Locate every line in the material below that has the word "components". Copy each of those lines.

(Extracted records)
—————

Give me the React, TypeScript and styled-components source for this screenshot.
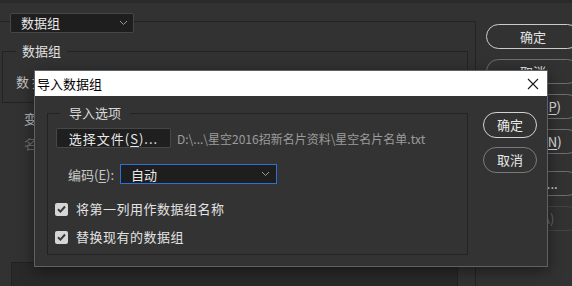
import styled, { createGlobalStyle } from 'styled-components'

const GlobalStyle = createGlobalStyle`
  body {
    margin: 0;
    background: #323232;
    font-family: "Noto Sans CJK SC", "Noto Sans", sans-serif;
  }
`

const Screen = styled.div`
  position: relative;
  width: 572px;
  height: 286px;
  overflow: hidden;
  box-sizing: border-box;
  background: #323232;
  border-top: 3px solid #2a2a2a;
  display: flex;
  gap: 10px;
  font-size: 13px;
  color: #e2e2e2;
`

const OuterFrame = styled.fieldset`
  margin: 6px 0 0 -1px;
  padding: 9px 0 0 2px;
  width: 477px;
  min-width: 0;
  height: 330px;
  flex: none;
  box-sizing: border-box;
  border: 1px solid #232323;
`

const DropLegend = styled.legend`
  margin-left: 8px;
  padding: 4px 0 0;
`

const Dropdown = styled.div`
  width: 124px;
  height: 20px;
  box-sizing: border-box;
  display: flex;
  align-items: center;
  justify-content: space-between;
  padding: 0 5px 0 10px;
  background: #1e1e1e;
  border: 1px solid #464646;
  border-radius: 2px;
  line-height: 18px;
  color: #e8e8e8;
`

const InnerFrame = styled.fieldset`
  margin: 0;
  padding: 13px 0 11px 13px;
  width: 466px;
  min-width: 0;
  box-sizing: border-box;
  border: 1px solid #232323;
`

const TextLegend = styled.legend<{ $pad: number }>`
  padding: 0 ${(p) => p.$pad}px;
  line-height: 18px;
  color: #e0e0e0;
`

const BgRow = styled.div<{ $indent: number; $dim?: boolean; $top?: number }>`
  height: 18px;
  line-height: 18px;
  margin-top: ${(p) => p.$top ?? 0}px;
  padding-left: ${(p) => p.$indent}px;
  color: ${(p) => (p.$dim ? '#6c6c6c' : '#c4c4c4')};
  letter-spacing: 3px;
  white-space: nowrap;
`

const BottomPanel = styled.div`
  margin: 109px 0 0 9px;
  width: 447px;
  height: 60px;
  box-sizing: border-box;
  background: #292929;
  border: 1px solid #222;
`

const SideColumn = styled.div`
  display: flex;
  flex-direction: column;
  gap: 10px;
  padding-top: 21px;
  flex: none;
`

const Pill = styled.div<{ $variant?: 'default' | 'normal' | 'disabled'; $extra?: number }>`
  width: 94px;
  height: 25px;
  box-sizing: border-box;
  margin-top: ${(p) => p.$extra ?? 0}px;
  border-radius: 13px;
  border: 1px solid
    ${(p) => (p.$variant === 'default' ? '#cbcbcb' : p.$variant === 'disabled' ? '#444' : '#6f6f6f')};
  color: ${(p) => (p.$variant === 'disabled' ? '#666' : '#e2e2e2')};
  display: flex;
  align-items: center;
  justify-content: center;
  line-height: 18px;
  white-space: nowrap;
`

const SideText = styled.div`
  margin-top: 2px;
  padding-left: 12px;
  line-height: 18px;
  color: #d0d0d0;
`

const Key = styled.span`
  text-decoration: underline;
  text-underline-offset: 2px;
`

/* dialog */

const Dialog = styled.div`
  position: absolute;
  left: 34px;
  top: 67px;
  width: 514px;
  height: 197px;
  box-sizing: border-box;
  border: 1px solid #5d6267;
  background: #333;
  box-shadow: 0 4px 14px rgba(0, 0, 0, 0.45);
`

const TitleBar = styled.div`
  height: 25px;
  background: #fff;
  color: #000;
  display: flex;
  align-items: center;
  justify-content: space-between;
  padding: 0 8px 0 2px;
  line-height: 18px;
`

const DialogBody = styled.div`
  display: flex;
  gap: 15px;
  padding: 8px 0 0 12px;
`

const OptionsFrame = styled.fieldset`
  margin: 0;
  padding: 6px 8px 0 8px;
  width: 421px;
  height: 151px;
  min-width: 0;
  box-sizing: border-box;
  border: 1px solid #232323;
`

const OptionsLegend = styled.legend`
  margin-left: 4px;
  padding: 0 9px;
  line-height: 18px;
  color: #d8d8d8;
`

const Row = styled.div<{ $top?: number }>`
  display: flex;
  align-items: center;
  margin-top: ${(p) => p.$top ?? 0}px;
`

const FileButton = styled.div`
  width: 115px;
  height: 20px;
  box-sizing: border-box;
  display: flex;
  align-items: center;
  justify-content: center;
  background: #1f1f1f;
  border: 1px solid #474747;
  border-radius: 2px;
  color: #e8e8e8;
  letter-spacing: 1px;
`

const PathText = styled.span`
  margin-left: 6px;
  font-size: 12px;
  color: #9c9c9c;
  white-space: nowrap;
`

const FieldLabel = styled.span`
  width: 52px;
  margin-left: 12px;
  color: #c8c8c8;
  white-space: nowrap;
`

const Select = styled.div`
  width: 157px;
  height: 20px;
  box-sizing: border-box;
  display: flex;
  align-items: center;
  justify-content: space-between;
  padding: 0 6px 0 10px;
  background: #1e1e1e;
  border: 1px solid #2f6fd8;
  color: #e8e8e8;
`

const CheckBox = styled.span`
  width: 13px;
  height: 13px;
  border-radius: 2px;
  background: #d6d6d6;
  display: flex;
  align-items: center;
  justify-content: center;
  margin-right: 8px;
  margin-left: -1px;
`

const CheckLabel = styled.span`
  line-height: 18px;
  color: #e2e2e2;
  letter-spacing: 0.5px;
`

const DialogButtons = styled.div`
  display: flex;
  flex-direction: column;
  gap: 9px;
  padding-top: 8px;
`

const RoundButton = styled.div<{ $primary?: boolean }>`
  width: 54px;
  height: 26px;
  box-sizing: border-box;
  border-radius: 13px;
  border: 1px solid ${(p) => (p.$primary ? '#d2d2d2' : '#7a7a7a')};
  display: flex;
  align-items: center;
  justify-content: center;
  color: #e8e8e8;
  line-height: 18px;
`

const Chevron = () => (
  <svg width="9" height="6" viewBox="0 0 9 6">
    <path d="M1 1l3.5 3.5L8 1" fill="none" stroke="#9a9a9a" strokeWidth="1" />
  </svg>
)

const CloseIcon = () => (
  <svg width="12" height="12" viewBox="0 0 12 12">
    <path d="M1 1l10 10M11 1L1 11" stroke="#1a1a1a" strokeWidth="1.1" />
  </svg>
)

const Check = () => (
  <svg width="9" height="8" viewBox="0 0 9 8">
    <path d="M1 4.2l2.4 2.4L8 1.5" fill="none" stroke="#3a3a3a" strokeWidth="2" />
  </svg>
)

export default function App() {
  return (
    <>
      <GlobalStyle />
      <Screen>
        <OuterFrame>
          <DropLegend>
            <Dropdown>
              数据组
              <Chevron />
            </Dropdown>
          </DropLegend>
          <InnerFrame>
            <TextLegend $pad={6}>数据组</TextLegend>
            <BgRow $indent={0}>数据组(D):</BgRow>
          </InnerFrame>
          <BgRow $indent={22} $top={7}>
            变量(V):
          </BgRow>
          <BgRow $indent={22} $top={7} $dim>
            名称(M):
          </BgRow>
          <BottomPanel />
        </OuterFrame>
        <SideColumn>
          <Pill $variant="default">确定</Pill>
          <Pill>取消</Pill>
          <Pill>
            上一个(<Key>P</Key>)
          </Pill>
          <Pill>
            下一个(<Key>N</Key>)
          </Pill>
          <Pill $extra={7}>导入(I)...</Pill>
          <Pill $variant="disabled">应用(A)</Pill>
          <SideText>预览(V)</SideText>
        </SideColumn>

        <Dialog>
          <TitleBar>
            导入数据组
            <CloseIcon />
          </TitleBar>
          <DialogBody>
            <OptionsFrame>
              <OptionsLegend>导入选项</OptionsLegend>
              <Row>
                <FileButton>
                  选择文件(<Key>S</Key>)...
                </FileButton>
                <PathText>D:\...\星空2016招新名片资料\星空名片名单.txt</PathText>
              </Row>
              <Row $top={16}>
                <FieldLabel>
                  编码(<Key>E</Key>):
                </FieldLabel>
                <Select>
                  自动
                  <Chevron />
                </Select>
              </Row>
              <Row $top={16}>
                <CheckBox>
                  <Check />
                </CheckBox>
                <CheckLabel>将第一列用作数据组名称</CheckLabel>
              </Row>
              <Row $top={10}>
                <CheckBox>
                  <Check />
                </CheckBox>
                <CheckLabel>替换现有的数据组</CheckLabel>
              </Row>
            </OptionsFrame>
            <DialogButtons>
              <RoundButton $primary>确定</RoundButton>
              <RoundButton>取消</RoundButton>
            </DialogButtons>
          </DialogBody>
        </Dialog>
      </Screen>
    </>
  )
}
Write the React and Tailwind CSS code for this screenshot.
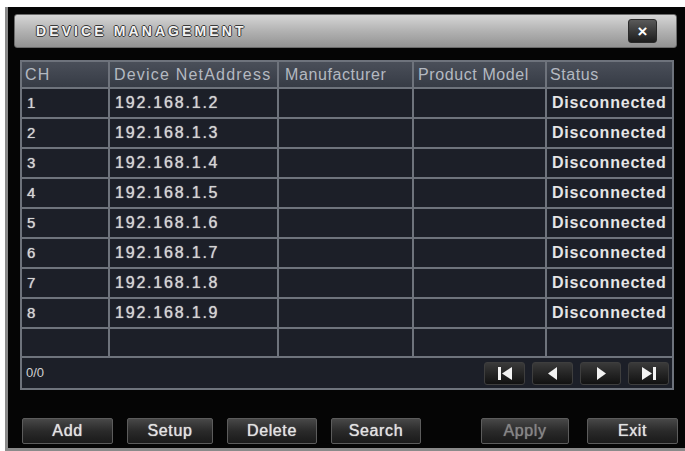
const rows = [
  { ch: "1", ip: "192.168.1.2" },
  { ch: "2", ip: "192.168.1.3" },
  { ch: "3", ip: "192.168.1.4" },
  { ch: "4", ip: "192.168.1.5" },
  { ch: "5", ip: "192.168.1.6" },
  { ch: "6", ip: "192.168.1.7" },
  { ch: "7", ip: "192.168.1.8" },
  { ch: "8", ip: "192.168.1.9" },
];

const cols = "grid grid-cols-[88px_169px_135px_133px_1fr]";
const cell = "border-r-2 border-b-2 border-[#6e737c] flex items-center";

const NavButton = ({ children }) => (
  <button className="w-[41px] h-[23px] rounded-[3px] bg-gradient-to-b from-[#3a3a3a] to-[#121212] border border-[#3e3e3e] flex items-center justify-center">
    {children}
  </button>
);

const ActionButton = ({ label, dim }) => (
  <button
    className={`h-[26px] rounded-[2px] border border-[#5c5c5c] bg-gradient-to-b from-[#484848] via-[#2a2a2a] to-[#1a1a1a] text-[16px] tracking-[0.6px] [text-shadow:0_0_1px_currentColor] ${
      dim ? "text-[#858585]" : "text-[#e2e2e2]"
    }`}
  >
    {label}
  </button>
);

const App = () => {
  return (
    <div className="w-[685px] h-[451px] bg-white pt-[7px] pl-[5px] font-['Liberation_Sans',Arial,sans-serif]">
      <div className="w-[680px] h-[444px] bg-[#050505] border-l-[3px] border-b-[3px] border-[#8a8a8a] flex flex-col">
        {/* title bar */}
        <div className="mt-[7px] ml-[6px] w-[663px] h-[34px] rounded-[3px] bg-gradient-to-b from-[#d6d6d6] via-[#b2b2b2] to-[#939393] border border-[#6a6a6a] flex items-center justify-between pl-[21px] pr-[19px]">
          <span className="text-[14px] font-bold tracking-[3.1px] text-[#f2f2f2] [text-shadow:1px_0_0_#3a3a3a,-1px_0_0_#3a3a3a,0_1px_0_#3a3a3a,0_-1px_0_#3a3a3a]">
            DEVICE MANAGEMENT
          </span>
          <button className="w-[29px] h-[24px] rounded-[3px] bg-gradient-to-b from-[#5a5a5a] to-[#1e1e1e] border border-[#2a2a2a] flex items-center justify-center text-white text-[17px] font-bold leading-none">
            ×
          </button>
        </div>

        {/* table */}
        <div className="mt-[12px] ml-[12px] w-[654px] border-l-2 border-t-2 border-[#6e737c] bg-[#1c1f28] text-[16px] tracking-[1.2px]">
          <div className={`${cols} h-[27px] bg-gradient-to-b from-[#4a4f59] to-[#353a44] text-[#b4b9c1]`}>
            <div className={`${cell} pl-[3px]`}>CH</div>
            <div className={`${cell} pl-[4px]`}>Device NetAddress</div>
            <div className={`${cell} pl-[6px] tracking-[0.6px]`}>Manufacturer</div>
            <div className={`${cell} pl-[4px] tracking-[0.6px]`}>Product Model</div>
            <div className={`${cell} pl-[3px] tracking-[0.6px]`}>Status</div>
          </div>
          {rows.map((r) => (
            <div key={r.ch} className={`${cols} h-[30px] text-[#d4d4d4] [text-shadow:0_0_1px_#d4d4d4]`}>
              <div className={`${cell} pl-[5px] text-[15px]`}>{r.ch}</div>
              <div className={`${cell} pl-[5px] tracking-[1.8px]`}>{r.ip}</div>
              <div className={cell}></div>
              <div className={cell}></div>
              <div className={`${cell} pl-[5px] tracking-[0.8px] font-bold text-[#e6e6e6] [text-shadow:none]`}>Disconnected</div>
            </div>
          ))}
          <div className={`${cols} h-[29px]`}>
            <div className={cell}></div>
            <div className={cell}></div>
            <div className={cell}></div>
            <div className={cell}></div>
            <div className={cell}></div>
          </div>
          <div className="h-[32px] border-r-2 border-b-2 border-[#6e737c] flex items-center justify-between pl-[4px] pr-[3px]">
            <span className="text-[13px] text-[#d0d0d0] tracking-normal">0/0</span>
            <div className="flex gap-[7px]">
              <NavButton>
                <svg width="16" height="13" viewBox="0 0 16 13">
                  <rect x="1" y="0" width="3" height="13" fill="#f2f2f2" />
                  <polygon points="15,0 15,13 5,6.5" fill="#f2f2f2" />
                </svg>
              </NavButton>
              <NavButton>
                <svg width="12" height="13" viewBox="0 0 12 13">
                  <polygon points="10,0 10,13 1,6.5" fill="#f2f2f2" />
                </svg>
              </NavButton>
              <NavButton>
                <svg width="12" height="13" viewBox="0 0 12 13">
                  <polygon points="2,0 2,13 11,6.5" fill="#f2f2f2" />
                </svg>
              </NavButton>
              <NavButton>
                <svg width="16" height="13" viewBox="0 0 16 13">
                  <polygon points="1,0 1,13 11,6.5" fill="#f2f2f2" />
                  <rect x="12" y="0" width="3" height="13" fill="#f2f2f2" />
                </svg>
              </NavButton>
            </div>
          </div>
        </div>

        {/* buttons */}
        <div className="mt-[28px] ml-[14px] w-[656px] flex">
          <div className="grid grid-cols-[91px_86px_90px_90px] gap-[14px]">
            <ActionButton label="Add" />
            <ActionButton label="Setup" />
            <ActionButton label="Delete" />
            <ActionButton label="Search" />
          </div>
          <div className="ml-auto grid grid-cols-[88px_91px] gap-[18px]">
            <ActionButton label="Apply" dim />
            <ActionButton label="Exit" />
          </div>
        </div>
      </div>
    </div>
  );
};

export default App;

—————

• [Response below]:
Give me the React, TypeScript and styled-components source for this screenshot.
import styled, { createGlobalStyle } from 'styled-components'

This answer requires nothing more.